“I would like to see a budget pass the House and the Senate,” Hoyer told reporters at his weekly press briefing on Tuesday.
Budgets were passed in the GOP-dominant House over the last two years but not taken up in the Democrat-controlled Senate.
Hoyer said the problems causing Senate Democrats to not pass a budget for the last four years were political, explaining that by not passing a budget senators avoided having to take politically risky or embarrassing votes.
Democrats have held a majority in the Senate since 2007. Republicans have held a majority in the House since 2011.
“I think the problem in the Senate with passing a budget was not so much about an unwillingness from Senator [Kent] Conrad (D-N.D.) – who was the chairman of the Budget Committee – to want to pass a budget as it was about a difficulty, politically, in the Senate of amendments and one-upsmanship and things that didn’t necessarily have to deal with the budget per se.”

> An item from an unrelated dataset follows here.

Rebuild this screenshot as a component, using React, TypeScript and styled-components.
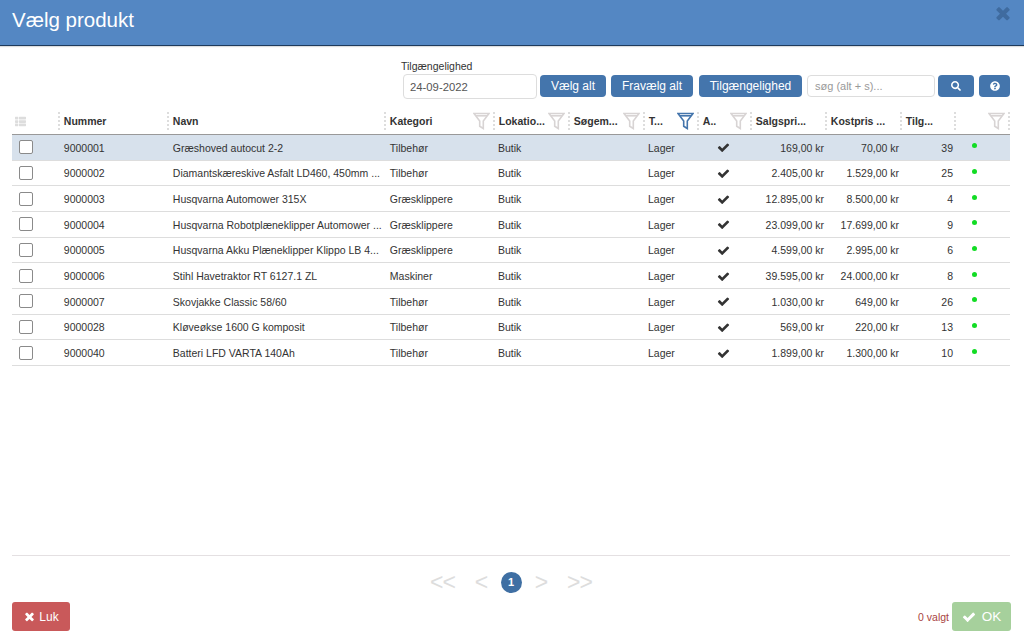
import React from "react";
import styled, { createGlobalStyle } from "styled-components";
import { FaSearch, FaQuestionCircle, FaThList } from "react-icons/fa";

const Global = createGlobalStyle`
  html, body { margin: 0; padding: 0; background: #fff; }
  body { font-family: "Liberation Sans", Arial, sans-serif; color: #333; }
`;

const COLUMNS = "47px 109px 217px 109px 75px 75px 54px 53px 75px 75px 54px 54px";

const Page = styled.div`
  width: 1024px;
  height: 639px;
  display: flex;
  flex-direction: column;
  overflow: hidden;
`;
const Header = styled.header`
  height: 45px;
  flex: none;
  background: #5487c3;
  border-bottom: 1px solid #1d3a5c;
  box-shadow: 0 1px 1px #ddd;
  padding: 0 11px 0 12px;
  display: flex;
  justify-content: space-between;
  align-items: flex-start;
`;
const Title = styled.h1`
  margin: 7px 0 0;
  font-size: 20.5px;
  line-height: 25px;
  font-weight: 400;
  color: #fff;
`;
const CloseMark = styled.span`
  margin-top: 3px;
  color: #3f6b9f;
  display: flex;
`;
const Toolbar = styled.div`
  margin-top: 14px;
  height: 39px;
  padding-right: 14px;
  display: flex;
  justify-content: flex-end;
  align-items: flex-end;
  gap: 5px;
`;
const DateField = styled.div`
  display: flex;
  flex-direction: column;
  margin-right: -2px;
`;
const FieldLabel = styled.label`
  font-size: 10.5px;
  line-height: 14px;
  padding-bottom: 1px;
  color: #333;
  margin-left: -2px;
`;
const TextBox = styled.div<{ $w: number; $h: number; $muted?: boolean }>`
  box-sizing: border-box;
  width: ${(p) => p.$w}px;
  height: ${(p) => p.$h}px;
  border: 1px solid #ddd;
  border-radius: 4px;
  background: #fff;
  padding-left: ${(p) => (p.$muted ? 7 : 6)}px;
  display: flex;
  align-items: center;
  font-size: ${(p) => (p.$muted ? 11 : 11.3)}px;
  color: ${(p) => (p.$muted ? "#999" : "#555")};
`;
const ToolButton = styled.button<{ $w: number; $extra?: number }>`
  box-sizing: border-box;
  width: ${(p) => p.$w}px;
  height: 22px;
  margin-bottom: 2px;
  margin-right: ${(p) => p.$extra ?? 0}px;
  border: 0;
  border-radius: 4px;
  background: #4475ac;
  color: #fff;
  font: 12px "Liberation Sans", Arial, sans-serif;
  padding: 0;
  display: flex;
  align-items: center;
  justify-content: center;
`;
const SearchBox = styled(TextBox)`
  margin-bottom: 2px;
  margin-right: -2px;
`;
const Table = styled.div`
  margin: 13px 14px 0 12px;
`;
const HeadRow = styled.div`
  display: grid;
  grid-template-columns: ${COLUMNS};
  height: 23px;
  box-sizing: border-box;
  border-bottom: 1px solid #999;
  align-items: start;
`;
const HeadCell = styled.div`
  height: 18px;
  min-width: 0;
  margin-right: -1px;
  box-sizing: border-box;
  border-right: 2px dotted #ddd;
  padding-left: 4.8px;
  display: flex;
  align-items: center;
  justify-content: space-between;
  font-size: 10.5px;
  font-weight: 700;
  color: #333;
  white-space: nowrap;
`;
const HeadLead = styled(HeadCell)`
  padding-left: 3px;
  color: #ddd;
  font-size: 11px;
`;
const Funnel = styled.svg<{ $active?: boolean }>`
  width: 17px;
  height: 18px;
  flex: none;
  margin-right: 3px;
  fill: none;
  stroke: ${(p) => (p.$active ? "#4475ac" : "#d8d4d4")};
  stroke-width: 1.6;
`;
const Row = styled.div<{ $selected?: boolean }>`
  display: grid;
  grid-template-columns: ${COLUMNS};
  height: 25.67px;
  box-sizing: border-box;
  border-bottom: 1px solid #ddd;
  align-items: center;
  background: ${(p) => (p.$selected ? "#d7e1ec" : "#fff")};
  font-size: 10.5px;
  color: #333;
`;
const Cell = styled.div<{ $right?: boolean }>`
  min-width: 0;
  padding: 1px ${(p) => (p.$right ? "2px" : "3px")} 0 ${(p) => (p.$right ? "0" : "4.8px")};
  text-align: ${(p) => (p.$right ? "right" : "left")};
  white-space: nowrap;
  overflow: hidden;
`;
const NarrowCell = styled(Cell)`
  padding-left: 4px;
`;
const BoxCell = styled.div`
  padding-left: 7px;
`;
const Box = styled.span`
  display: block;
  box-sizing: border-box;
  width: 14px;
  height: 14px;
  border: 1px solid #8a8a8a;
  border-radius: 2px;
  background: #fff;
`;
const CheckCell = styled.div`
  padding: 1px 3px 0 0;
  display: flex;
  justify-content: center;
  color: #333;
`;
const DotCell = styled.div`
  padding: 0 0 3px 17px;
`;
const Dot = styled.span`
  display: block;
  width: 5px;
  height: 5px;
  border-radius: 50%;
  background: #12dc24;
`;
const Spacer = styled.div`
  flex: 1;
`;
const Rule = styled.div`
  margin: 0 14px 0 12px;
  height: 1px;
  background: #e4e0e2;
`;
const Pager = styled.nav`
  height: 20px;
  margin-top: 16px;
  padding-right: 2px;
  display: flex;
  justify-content: center;
  align-items: center;
  color: #dddddd;
  font-size: 23px;
`;
const PageArrow = styled.span<{ $w: number; $gap: number }>`
  width: ${(p) => p.$w}px;
  margin-right: ${(p) => p.$gap}px;
  text-align: center;
  line-height: 20px;
  letter-spacing: -1px;
`;
const PageDot = styled.span`
  width: 21px;
  height: 21px;
  border-radius: 50%;
  background: #3f6fa3;
  color: #fff;
  font-size: 11px;
  font-weight: 700;
  display: flex;
  align-items: center;
  justify-content: center;
  margin-right: 13px;
`;
const Footer = styled.footer`
  margin: 10px 13px 8px 12px;
  height: 29px;
  display: flex;
  justify-content: space-between;
  align-items: center;
`;
const FootGroup = styled.div`
  display: flex;
  align-items: center;
  gap: 3px;
`;
const Danger = styled.button`
  width: 58px;
  height: 29px;
  border: 0;
  border-radius: 3px;
  background: #c9595a;
  color: #fff;
  font: 12px "Liberation Sans", Arial, sans-serif;
  padding: 0;
  display: flex;
  align-items: center;
  justify-content: center;
  gap: 3px;
`;
const Confirm = styled.button`
  width: 59px;
  height: 29px;
  border: 0;
  border-radius: 3px;
  background: #a6d09c;
  color: #fff;
  font: 13.5px "Liberation Sans", Arial, sans-serif;
  padding: 0;
  display: flex;
  align-items: center;
  justify-content: center;
  gap: 6px;
`;
const Count = styled.span`
  font-size: 10.5px;
  color: #a94442;
`;

const CHECK_PATH =
  "M1671 566q0 40-28 68l-724 724-136 136q-28 28-68 28t-68-28l-136-136-362-362q-28-28-28-68t28-68l136-136q28-28 68-28t68 28l294 295 656-657q28-28 68-28t68 28l136 136q28 28 28 68z";
const TIMES_PATH =
  "M1490 1322q0 40-28 68l-136 136q-28 28-68 28t-68-28l-294-294-294 294q-28 28-68 28t-68-28l-136-136q-28-28-28-68t28-68l294-294-294-294q-28-28-28-68t28-68l136-136q28-28 68-28t68 28l294 294 294-294q28-28 68-28t68 28l136 136q28 28 28 68t-28 68l-294 294 294 294q28 28 28 68z";

const Glyph = ({ d, size }: { d: string; size: number }) => (
  <svg width={size} height={size} viewBox="0 0 1792 1792" fill="currentColor">
    <path d={d} />
  </svg>
);

const FunnelIcon = ({ active }: { active?: boolean }) => (
  <Funnel viewBox="0 0 17 18" $active={active}>
    <path d="M1 1.5h15L10.3 9v7.5l-3.6-2.3V9z" />
    <path d="M3 3.8h11" />
  </Funnel>
);

type Product = { nr: string; name: string; cat: string; sale: string; cost: string; stock: number };

const products: Product[] = [
  { nr: "9000001", name: "Græshoved autocut 2-2", cat: "Tilbehør", sale: "169,00 kr", cost: "70,00 kr", stock: 39 },
  { nr: "9000002", name: "Diamantskæreskive Asfalt LD460, 450mm ...", cat: "Tilbehør", sale: "2.405,00 kr", cost: "1.529,00 kr", stock: 25 },
  { nr: "9000003", name: "Husqvarna Automower 315X", cat: "Græsklippere", sale: "12.895,00 kr", cost: "8.500,00 kr", stock: 4 },
  { nr: "9000004", name: "Husqvarna Robotplæneklipper Automower ...", cat: "Græsklippere", sale: "23.099,00 kr", cost: "17.699,00 kr", stock: 9 },
  { nr: "9000005", name: "Husqvarna Akku Plæneklipper Klippo LB 4...", cat: "Græsklippere", sale: "4.599,00 kr", cost: "2.995,00 kr", stock: 6 },
  { nr: "9000006", name: "Stihl Havetraktor RT 6127.1 ZL", cat: "Maskiner", sale: "39.595,00 kr", cost: "24.000,00 kr", stock: 8 },
  { nr: "9000007", name: "Skovjakke Classic 58/60", cat: "Tilbehør", sale: "1.030,00 kr", cost: "649,00 kr", stock: 26 },
  { nr: "9000028", name: "Kløveøkse 1600 G komposit", cat: "Tilbehør", sale: "569,00 kr", cost: "220,00 kr", stock: 13 },
  { nr: "9000040", name: "Batteri LFD VARTA 140Ah", cat: "Tilbehør", sale: "1.899,00 kr", cost: "1.300,00 kr", stock: 10 },
];

const heads: { label: string; filter?: boolean; active?: boolean }[] = [
  { label: "Nummer" },
  { label: "Navn" },
  { label: "Kategori", filter: true },
  { label: "Lokatio...", filter: true },
  { label: "Søgem...", filter: true },
  { label: "T...", filter: true, active: true },
  { label: "A..", filter: true },
  { label: "Salgspri..." },
  { label: "Kostpris ..." },
  { label: "Tilg..." },
  { label: "", filter: true },
];

export default function App() {
  return (
    <Page>
      <Global />
      <Header>
        <Title>Vælg produkt</Title>
        <CloseMark><Glyph d={TIMES_PATH} size={20} /></CloseMark>
      </Header>
      <Toolbar>
        <DateField>
          <FieldLabel>Tilgængelighed</FieldLabel>
          <TextBox $w={134} $h={25}>24-09-2022</TextBox>
        </DateField>
        <ToolButton $w={66}>Vælg alt</ToolButton>
        <ToolButton $w={82} $extra={1}>Fravælg alt</ToolButton>
        <ToolButton $w={103}>Tilgængelighed</ToolButton>
        <SearchBox $w={128} $h={22} $muted>søg (alt + s)...</SearchBox>
        <ToolButton $w={36}><FaSearch size={10} /></ToolButton>
        <ToolButton $w={31}><FaQuestionCircle size={10} /></ToolButton>
      </Toolbar>
      <Table>
        <HeadRow>
          <HeadLead><FaThList /></HeadLead>
          {heads.map((h, i) => (
            <HeadCell key={i}>
              <span>{h.label}</span>
              {h.filter && <FunnelIcon active={h.active} />}
            </HeadCell>
          ))}
        </HeadRow>
        {products.map((p, i) => (
          <Row key={p.nr} $selected={i === 0}>
            <BoxCell><Box /></BoxCell>
            <Cell>{p.nr}</Cell>
            <Cell>{p.name}</Cell>
            <Cell>{p.cat}</Cell>
            <NarrowCell>Butik</NarrowCell>
            <Cell />
            <NarrowCell>Lager</NarrowCell>
            <CheckCell><Glyph d={CHECK_PATH} size={13} /></CheckCell>
            <Cell $right>{p.sale}</Cell>
            <Cell $right>{p.cost}</Cell>
            <Cell $right>{p.stock}</Cell>
            <DotCell><Dot /></DotCell>
          </Row>
        ))}
      </Table>
      <Spacer />
      <Rule />
      <Pager>
        <PageArrow $w={26} $gap={19}>&lt;&lt;</PageArrow>
        <PageArrow $w={13} $gap={13}>&lt;</PageArrow>
        <PageDot>1</PageDot>
        <PageArrow $w={13} $gap={19}>&gt;</PageArrow>
        <PageArrow $w={26} $gap={0}>&gt;&gt;</PageArrow>
      </Pager>
      <Footer>
        <Danger><Glyph d={TIMES_PATH} size={13} />Luk</Danger>
        <FootGroup>
          <Count>0 valgt</Count>
          <Confirm><Glyph d={CHECK_PATH} size={14} />OK</Confirm>
        </FootGroup>
      </Footer>
    </Page>
  );
}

The Senate has not passed a budget in 1,365 days – nearly four years – something House Republicans have said must happen before they will agree to a three-month extension of the debt ceiling, the legal limit on outstanding federal debt.
Hoyer made the common Democratic point that discretionary spending levels for the next several years had already been set by the Budget Control Act of 2011, fulfilling the essential function of a budget.
Federal budgets – while non-binding – serve to set yearly discretionary spending levels.
Actual spending is done through the 12 annual appropriations bills normally passed by Congress. The budget resolutions are the first step in this process, although they are not required to pass any appropriations bills.
Democrats, by not passing a budget, have relied on large, all-in-one spending bills and continuing resolutions to prevent Republicans from cutting spending through the normal budgeting and appropriations process, thereby forcing the government to go from funding deadline to funding deadline.
Senator Chuck Schumer (D-N.Y.) said on Meet the Press on Sunday that the Senate would pass a budget this year, in response to House Republicans’ ultimatum that they do so in exchange for a three-month debt ceiling increase.